Ce panneau illustre l’importance du commerce de lin à Saint-Gall: face à la ville, représentée en arrière-plan, se tiennent douze représentants des métiers de l’industrie du lin, du commerçant, en bout de chaîne, au tonnelier fabriquant les tonneaux pour le transport des tissus. Au centre, le maître blanchisseur se reconnaît à ses habits clairs. Kulturmuseum St. Gallen
Ironiquement, le commerce colonial sonna le glas du commerce du lin, qui avait pourtant contribué à son essor. L’arrivée du coton, textile moins cher, joua un rôle décisif dans cette évolution. De premiers tissus mixtes, mêlant coton et lin, furent produits dans le nord-est de l’Angleterre à partir de 1730. L’expansion de l’industrie du coton alla de pair avec celle du commerce d’esclaves. Elle entraîna également le déclin de l’Inde: bien avant l’arrivée des colons britanniques, cette nation était à la pointe de la production des tissus en coton. Après s’être approprié son savoir-faire, le Royaume-Uni freina l’industrie textile indienne en imposant des droits de douane protecteurs. Au XIXe siècle, la machine à vapeur, ainsi que les métiers à filer et à tisser mécaniques, entraînèrent une véritable révolution technologique. L’exploitation et l’appauvrissement des tisserands, évoquée notamment par Heinrich Heine dans son poème «Les tisserands silésiens», donnèrent lieu à de nombreuses révoltes à travers toute l’Europe, sur lesquelles se pencha un certain Karl Marx.
Des ouvriers détruisent un métier à tisser en signe de protestation, 1812.
Des ouvriers détruisent un métier à tisser en signe de protestation, 1812. Wikimedia
Le tableau de Ruisdael pourrait aussi être interprété comme un hommage à son support: la toile de lin, vecteur de la peinture par excellence, qui supplanta progressivement les panneaux de bois à partir de la Renaissance.
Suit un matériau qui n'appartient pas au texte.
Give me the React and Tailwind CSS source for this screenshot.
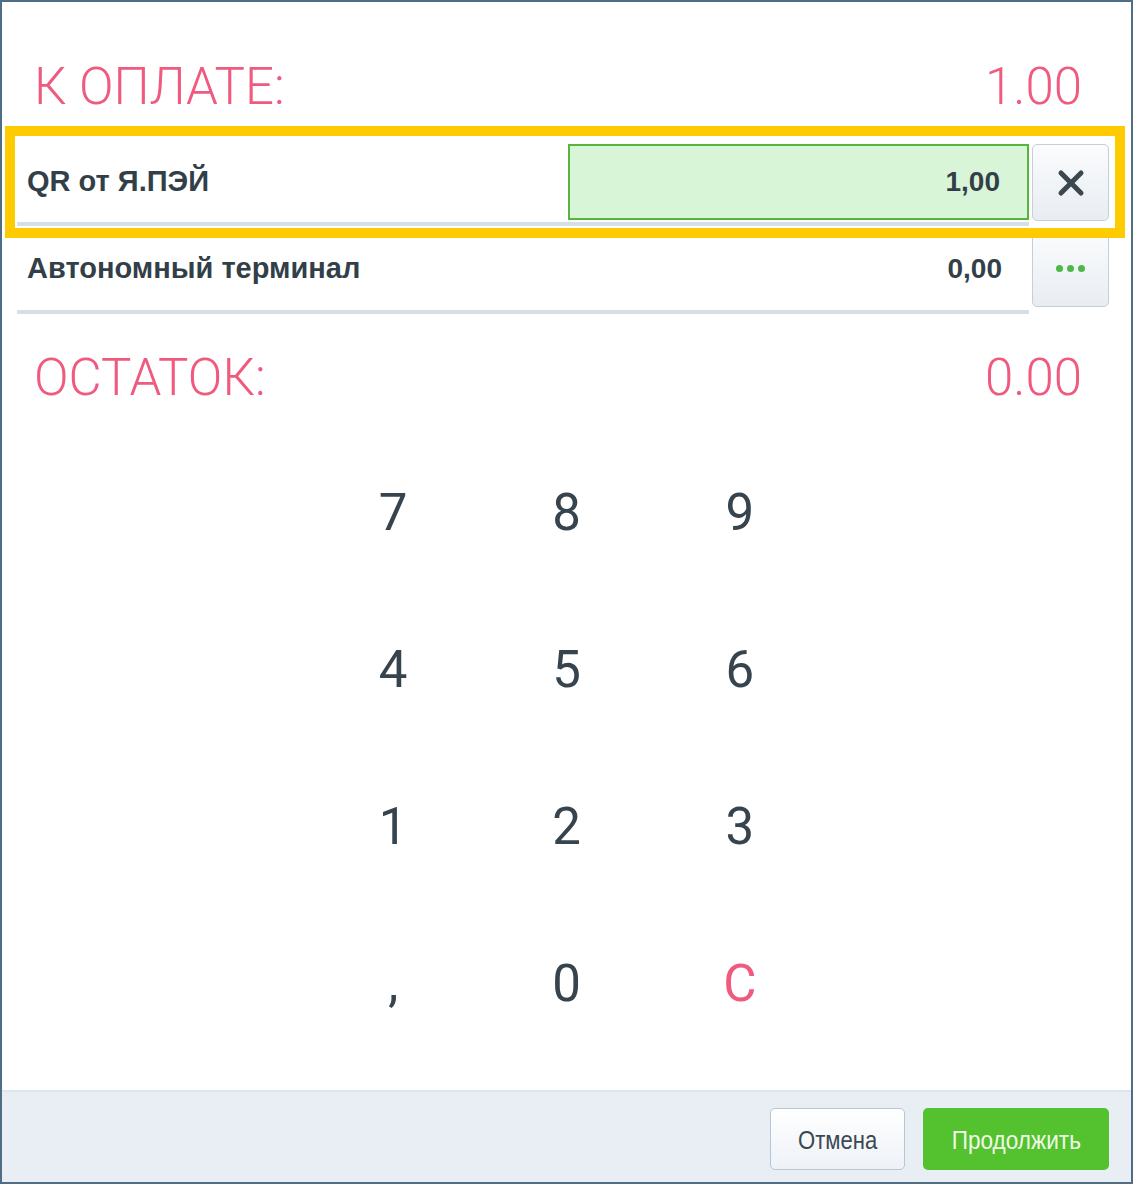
import { X } from 'lucide-react'

const PINK = 'text-[#ef5a7e]'

const keys = ['7', '8', '9', '4', '5', '6', '1', '2', '3', ',', '0', 'C']

function SideButton({ children }) {
  return (
    <button className="ml-[3px] mt-[4px] flex h-[77px] w-[77px] shrink-0 items-center justify-center rounded-[5px] border border-[#c3cfd9] bg-gradient-to-b from-[#fbfcfd] to-[#e8edf2]">
      {children}
    </button>
  )
}

function Dots() {
  return (
    <div className="flex gap-[4px]">
      <span className="h-[7px] w-[7px] rounded-full bg-[#4db848]" />
      <span className="h-[7px] w-[7px] rounded-full bg-[#4db848]" />
      <span className="h-[7px] w-[7px] rounded-full bg-[#4db848]" />
    </div>
  )
}

function Total({ label, value, className }) {
  return (
    <div className={`flex items-start justify-between pl-[32px] pr-[49px] font-['Roboto',sans-serif] text-[51px] font-light leading-none ${PINK} ${className}`}>
      <span>{label}</span>
      <span>{value}</span>
    </div>
  )
}

export default function App() {
  return (
    <div className="relative flex h-[1184px] w-[1133px] flex-col border-2 border-[#4f6e86] bg-white font-['Liberation_Sans',Arial,sans-serif] text-[#333f48]">
      <div className="flex-1">
        <Total label="К ОПЛАТЕ:" value="1.00" className="pt-[59px]" />

        <div className="mt-[28px] pl-[15px]">
          {/* оплата QR */}
          <div className="flex">
            <div className="flex w-[1012px] items-center border-b-4 border-[#d6dee6] pb-[2px] pt-[4px]">
              <span className="flex-1 pl-[10px] text-[29px] font-bold">QR от Я.ПЭЙ</span>
              <div className="flex h-[76px] w-[461px] items-center justify-end border-2 border-[#58b43a] bg-[#d9f5d8] pr-[27px] text-[28px] font-bold">
                1,00
              </div>
            </div>
            <SideButton>
              <X className="h-[40px] w-[40px] text-[#3c4850]" strokeWidth={3} />
            </SideButton>
          </div>

          {/* автономный терминал */}
          <div className="flex">
            <div className="flex h-[88px] w-[1012px] items-center justify-between border-b-4 border-[#d6dee6] pl-[10px] pr-[27px] pt-[2px]">
              <span className="text-[29px] font-bold">Автономный терминал</span>
              <span className="text-[28px] font-bold">0,00</span>
            </div>
            <SideButton>
              <Dots />
            </SideButton>
          </div>
        </div>

        <Total label="ОСТАТОК:" value="0.00" className="pt-[38px]" />

        <div className="mx-auto mt-[31px] grid w-[520px] grid-cols-3">
          {keys.map(k => (
            <div
              key={k}
              className={`flex h-[157px] items-center justify-center font-['Roboto',sans-serif] text-[51px] leading-none ${
                k === 'C' ? PINK : 'text-[#37444e]'
              }`}
            >
              {k}
            </div>
          ))}
        </div>
      </div>

      <div className="flex h-[92px] items-start justify-end gap-[18px] border-t-2 border-[#dfe5ec] bg-[#e9eef5] pr-[22px] pt-[16px]">
        <button className="h-[62px] w-[135px] rounded-[5px] border border-[#b5c6d5] bg-gradient-to-b from-white to-[#eef2f7] pt-[3px] text-[26px] text-[#3b4852]">
          <span className="inline-block scale-x-[0.85]">Отмена</span>
        </button>
        <button className="h-[62px] w-[186px] rounded-[5px] bg-[#54c12e] pt-[3px] text-[26px] text-[#eef9e8]">
          <span className="inline-block scale-x-[0.87]">Продолжить</span>
        </button>
      </div>

      {/* выделение строки */}
      <div className="pointer-events-none absolute left-[3px] top-[124px] h-[112px] w-[1120px] border-[10px] border-[#fecb00]" />
    </div>
  )
}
Mais il évoque avant tout une source cruciale de richesse pour les Pays-Bas. Outre la construction d’églises imposantes, comme la cathédrale Saint-Bavon représentée au loin dans le tableau de Ruisdael, l’industrie du blanchiment de lin de Haarlem entraîna une véritable explosion en matière de production artistique. Le «siècle d’or» néerlandais vit naître quantité de grands peintres, à l’instar de Vermeer ou de Rembrandt, contemporains de Ruisdael. Le luxe d’une classe de nouveaux riches fut célébré dans d’opulentes natures mortes. Quant à notre peintre paysagiste, il présentait aux riches citoyens, sous un angle majestueux, la main-d’œuvre travaillant à leur avantage. Notons que la représentation miniature de ce dur labeur, pénible et non réglementé, ne doit rien au hasard: il convenait en effet de ne pas gâcher l’esthétique du tableau par des détails gênants.
Sur le tableau de Jacob van Ruisdael, les ouvriers des champs de blanchiment sont à peine visibles.
Sur le tableau de Jacob van Ruisdael, les ouvriers des champs de blanchiment sont à peine visibles. Kunsthaus Zürich
Ruisdael n’est pas le seul à s’être inspiré de ce riche sujet. Deux siècles plus tard, en 1882, l’impressionniste Max Liebermann peignit «Die Rasenbleiche» (le blanchiment sur l’herbe). Si le peintre allemand observa lui aussi cette scène aux Pays-Bas, son tableau ne célèbre pas la prospérité néerlandaise. Il représente le blanchiment du linge comme une activité domestique, peu de temps avant l’arrivée des lessives Persil (dès 1907). Aujourd’hui, seuls quelques noms de rues ou de lieux-dits témoignent de l’importance que revêtait autrefois l’activité du blanchiment dans la région.
«Die Rasenbleiche», Max Liebermann, 1882.
«Die Rasenbleiche», Max Liebermann, 1882. Wallraf-Richartz-Museum
En guise d’épilogue, la manière dont le tableau de Ruisdael est parvenu à Zurich, ville qui doit son essor à l’industrie textile, mérite d’être mentionnée. La toile, qui représente un processus chimique ayant fait prospérer la ville de Haarlem, a été acheté et offert au Kunstmuseum de Zurich en 1949 par Leopold Ružička, professeur de chimie organique à l’EPZ et lauréat du prix Nobel de chimie. Leopold Ružička a lui aussi bâti sa fortune sur la chimie, grâce au revenu de brevets très convoités, notamment pour des parfums artificiels et la synthèse de la testostérone.